Nel finale , prima che tutti gli attori cantino e ballino “L’ombelico del mondo” di Jovanotti, si spengono le luci e si accende il riflettore su Yomal che recita il suo monologo.
YOMAL: Mi chiamo Yomal e ho 15 anni. Vi racconto la mia storia. Da quando sono nato sono finito in un istituto con 180 ragazzi più grandi di me. C’erano anche delle persone che ci accudivano.
In quell’istituto io ho sofferto moltissimo e ho passato 11 anni di sofferenza, ma avevo anche molti amici che tutt’ora siamo ancora in contatto. Dell’amicizia non mi potevo lamentare.
In questo istituto c’era un sacerdote italiano che cercava delle famiglie per ognuno di noi. Quando sono arrivati i miei attuali genitori ero contentissimo.
E auguro a tutti i bambini abbandonati come me di trovare una famiglia, perché è bello essere accarezzati da una persona che ti vuole veramente bene, e di avere la fortuna di chiamare mamma e papà.

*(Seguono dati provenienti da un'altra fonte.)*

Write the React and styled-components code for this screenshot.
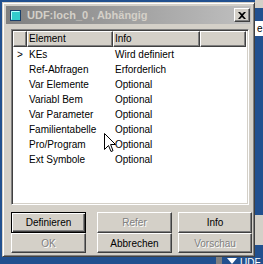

L’idea di dedicare le ore del corso alla stesura di un testo teatrale con relativa messa in scena si è rivelata vincente da diversi punti di vista:
– i ragazzi si sono appassionati al lavoro ed hanno frequentato il corso con passione.
– Hanno parlato e raccontato molto di se stessi sentendosi ascoltati ed apprezzati, non solo dalle insegnanti, ma anche dai compagni che li aiutavano nella stesura del testo.
– Per alcuni di loro raccontare la propria esperienza non è stato facile, in quanto ciò significava rinnovare un dolore, o provare nostalgia, ma hanno tutti accettato di narrarsi, con slancio e fiducia nelle possibilità comunicative del teatro.
– Le loro proposte in termini di scelte musicali e coreografiche sono state accettate cercando di valorizzare al massimo i talenti e le peculiari esperienze di ognuno.
– Nella messa in scena i ragazzi hanno cercato di superare timidezze e paure rese più forti dal fatto di recitare in una lingua che non conoscevano bene: si sono impegnati molto e hanno raggiunto una dizione chiara e limpida, comprensibile da tutti.
– Il grande successo dello spettacolo, apprezzatissimo dai compagni, ha molto gratificato i ragazzi, accrescendo la loro stima in se stessi.